Michael G. Ankerich's Best Work
By Loves to Read
I have just finished Mae Murrary: The Girl with the Bee-Stung lips by author Michael G. Ankerich. It was a terrific book and that Michael was able to find and interview members of Mae's family was a real treat. Mae's son Koran/Daniel has never given an interview or discussed his famous parents. While Mae was best known for her movie the Merry Widow she was also a dancer and a Zigfield performer who in the end was more remembered for her antics, lawsuits, and foolish choices. .
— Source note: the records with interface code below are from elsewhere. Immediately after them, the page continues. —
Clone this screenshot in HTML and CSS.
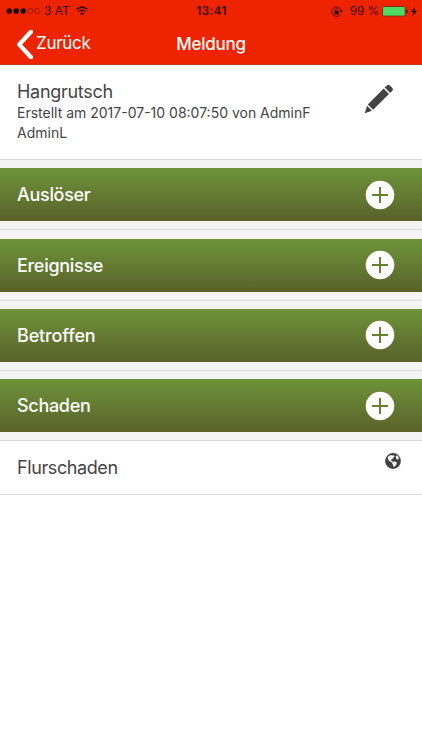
FILE: index.html
```html
<!DOCTYPE html>
<html lang="de">
<head>
<meta charset="utf-8">
<title>Meldung</title>
<link rel="stylesheet" href="styles.css">
</head>
<body>
<header class="header">
  <div class="status">
    <div class="carrier">
      <svg class="signal" width="35" height="8" viewBox="0 0 35 8"><g fill="#1c0500"><circle cx="3.2" cy="4" r="2.8"/><circle cx="10.2" cy="4" r="2.8"/><circle cx="17.3" cy="4" r="2.8"/></g><g fill="none" stroke="#7d1000" stroke-width=".7"><circle cx="24.4" cy="4" r="2.6"/><circle cx="31.4" cy="4" r="2.6"/></g></svg>
      <span>3 AT</span>
      <svg class="wifi" width="12" height="10" viewBox="0 0 12 10"><g fill="none" stroke="#3a0900" stroke-width="1.5"><path d="M.6 3.4Q6-1.2 11.4 3.4M2.6 5.7Q6 2.8 9.4 5.7"/></g><path d="M4 7.3Q6 5.8 8 7.3L6 9.4Z" fill="#3a0900"/></svg>
    </div>
    <span class="clock">13:41</span>
    <div class="power">
      <svg class="lock" width="12" height="11" viewBox="0 0 12 11"><path d="M9.4 8.4A4.7 4.7 0 1 1 9.9 4" fill="none" stroke="#3a0900" stroke-width=".8"/><path d="M8.7 4.6h3L10.2 6.7ZM3.4 4.9h4.2v3.3H3.4Z" fill="#1c0500"/><path d="M4.3 5V3.9a1.2 1.2 0 0 1 2.4 0V5" fill="none" stroke="#1c0500" stroke-width=".8"/></svg>
      <span class="percent">99 %</span>
      <svg class="battery" width="26" height="11" viewBox="0 0 26 11"><rect x=".5" y=".5" width="22.7" height="9.6" rx="1.4" fill="#4cd964" stroke="#7c3011" stroke-width="1"/><path d="M24 3.5q1.5.2 1.5 1.8T24 7.1Z" fill="#3a0900"/></svg>
      <svg class="bolt" width="6" height="9" viewBox="0 0 6 9"><path d="M3.8 0 0 5h2.4L1.6 9 6 3.7H3.5Z" fill="#1c0500"/></svg>
    </div>
  </div>
  <nav class="nav">
    <a class="back"><svg width="17" height="29" viewBox="0 0 17 29"><path d="M15 1.8 3.2 14.5 15 27.2" fill="none" stroke="#fff" stroke-width="4.2" stroke-linejoin="round" stroke-linecap="round"/></svg><span>Zurück</span></a>
    <h1 class="title">Meldung</h1>
  </nav>
</header>
<main>
  <section class="report">
    <div class="report-text">
      <h2>Hangrutsch</h2>
      <p>Erstellt am 2017-07-10 08:07:50 von AdminF<br>AdminL</p>
    </div>
    <svg class="pencil" width="30" height="30" viewBox="0 0 30 30"><g fill="#444"><path d="M.7 29.2 3.1 21.8 8 26.8Z"/><path d="M3.8 20.5 19.7 4.6 25 9.9 9.1 25.8Z"/><path d="M20.7 3.5 23 1.4q1.4-1.2 2.8 0l2.6 2.6q1.2 1.4 0 2.8L26.1 9Z"/></g></svg>
  </section>
  <div class="group"><div class="bar"><span>Auslöser</span><svg width="30" height="30" viewBox="0 0 30 30"><circle cx="15" cy="15" r="14.3" fill="#fff"/><path d="M7 15h16M15 7v16" stroke="#67802f" stroke-width="2"/></svg></div></div>
  <div class="group"><div class="bar"><span>Ereignisse</span><svg width="30" height="30" viewBox="0 0 30 30"><circle cx="15" cy="15" r="14.3" fill="#fff"/><path d="M7 15h16M15 7v16" stroke="#67802f" stroke-width="2"/></svg></div></div>
  <div class="group"><div class="bar"><span class="close">Betroffen</span><svg width="30" height="30" viewBox="0 0 30 30"><circle cx="15" cy="15" r="14.3" fill="#fff"/><path d="M7 15h16M15 7v16" stroke="#67802f" stroke-width="2"/></svg></div></div>
  <div class="group"><div class="bar"><span>Schaden</span><svg width="30" height="30" viewBox="0 0 30 30"><circle cx="15" cy="15" r="14.3" fill="#fff"/><path d="M7 15h16M15 7v16" stroke="#67802f" stroke-width="2"/></svg></div></div>
  <div class="entry"><span>Flurschaden</span><svg class="globe" width="16" height="16" viewBox="0 0 16 16"><circle cx="8" cy="8" r="7.9" fill="#414141"/><path d="M3.2 3.4 5.6 2l1.6.8L8.6 2l1 1.4-1.2.8-.4 1.4-1.8.8-.4 1.2 2 .6-.8 1.2-2-.8L3.4 7 2.6 5ZM10.8 3l1.4-.4 1.6 2-.2 1.4-1.4.4-1.2-1.2ZM7.6 9l2.4-.4 2 1.2-.8 2-1.8 2-1.2-.4-.2-2-1-1Z" fill="#fff"/></svg></div>
</main>
</body>
</html>
```
FILE: styles.css
```css
* { box-sizing: border-box; }
body { margin: 0; background: #fff; color: #444; font-family: Inter, "Liberation Sans", sans-serif; }
svg { display: block; flex: none; }
h1, h2, p { margin: 0; font-weight: 400; }
.header { height: 65px; background: #ee2400; border-bottom: 1px solid #c63424; }
.status { display: grid; grid-template-columns: 1fr auto 1fr; align-items: center; height: 22px; padding: 0 5px 0 6px; font-size: 12px; line-height: 22px; color: #3a0900; }
.carrier, .power { display: flex; align-items: center; }
.carrier span { margin: 0 6px 0 3px; }
.clock { font-weight: 600; letter-spacing: .3px; }
.power { justify-content: flex-end; }
.percent { margin: 0 3px 0 7px; letter-spacing: -.2px; }
.bolt { margin-left: 3px; }
.nav { display: grid; grid-template-columns: 1fr auto 1fr; align-items: center; height: 42px; color: #fff; font-size: 17px; }
.back { display: flex; align-items: center; padding: 3px 0 0 16px; letter-spacing: -.3px; }
.back span { margin: -4px 0 0 3px; }
.title { padding-top: 1px; font-size: 17px; font-weight: 500; letter-spacing: -.25px; }
.report { display: flex; justify-content: space-between; height: 95px; padding: 16px 28px 0 17px; border-bottom: 1px solid #dadada; }
.report h2 { font-size: 18px; line-height: 22px; letter-spacing: -.3px; }
.report p { font-size: 14px; line-height: 20px; }
.pencil { margin-top: 3px; }
.group { height: 70.25px; padding-top: 8.3px; background: #f4f4f4; border-bottom: 1px solid #dadada; }
.bar { display: flex; justify-content: space-between; align-items: center; height: 53px; padding: 0 27px 0 17px; background: linear-gradient(#6e943a, #5a612a); color: #fff; font-size: 18px; font-weight: 500; letter-spacing: -.3px; }
.close { letter-spacing: -.15px; }
.entry { display: flex; justify-content: space-between; height: 54px; padding: 12px 21px 0 17px; border-bottom: 1px solid #dadada; font-size: 18px; line-height: 30px; letter-spacing: -.4px; }
```
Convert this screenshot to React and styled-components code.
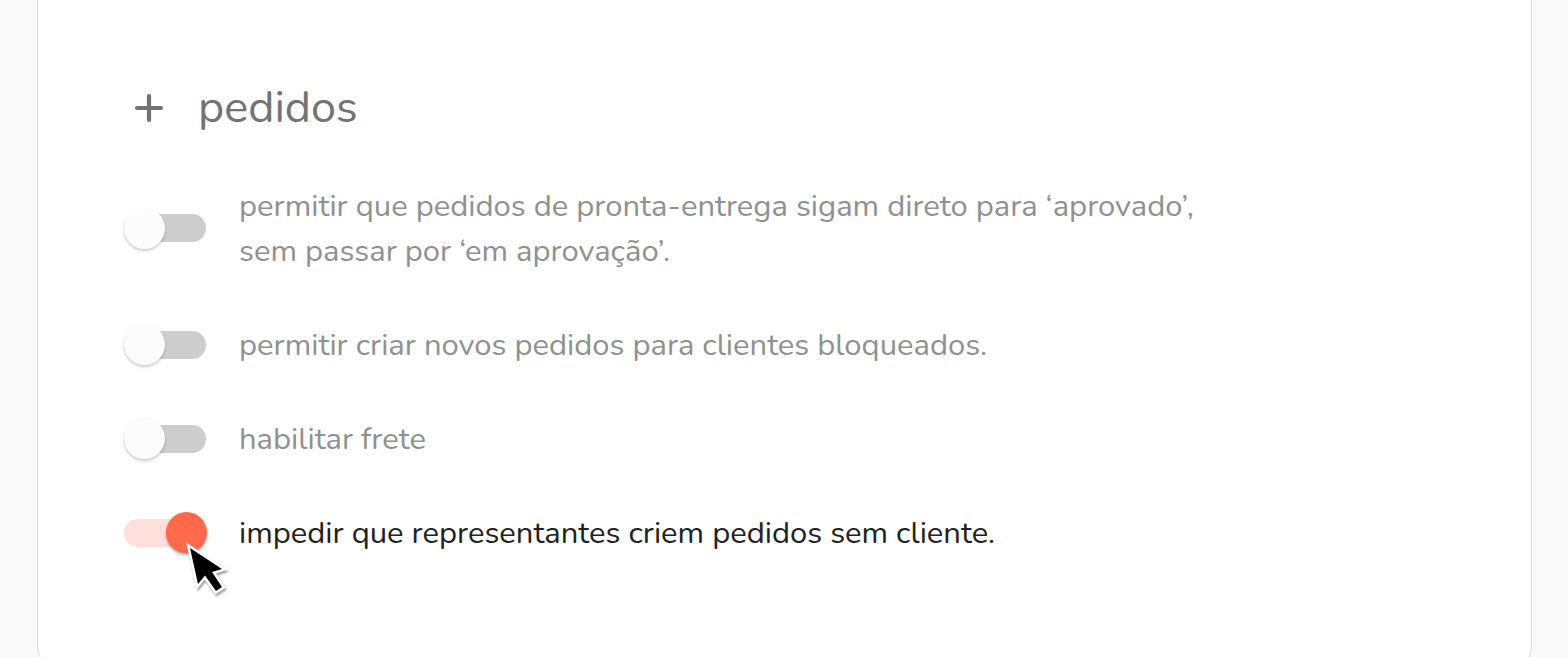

Michael Ankerich traces her life to her humble beginings to the Broadway stage and then onto Hollywood. While her career is discussed with points of interest, it was her "off the wall" behavior and how she could use that behavior to her advantage. She worked har to perfect her craft and she would fight a director tooth and nail to achive that perfection. She wasn't stupid but she didn't appear to have had much common sense. She was constantly suing someone or another but she would teach dance to the poor kids in the neighborhood. The treatment of her son by both of his parents left me bewildered and sad.
I think that this is Michaels best work to date and to know more about this facinanting woman it is a must read especially for those who read her ridiculous autobiography "The Self Enchanted.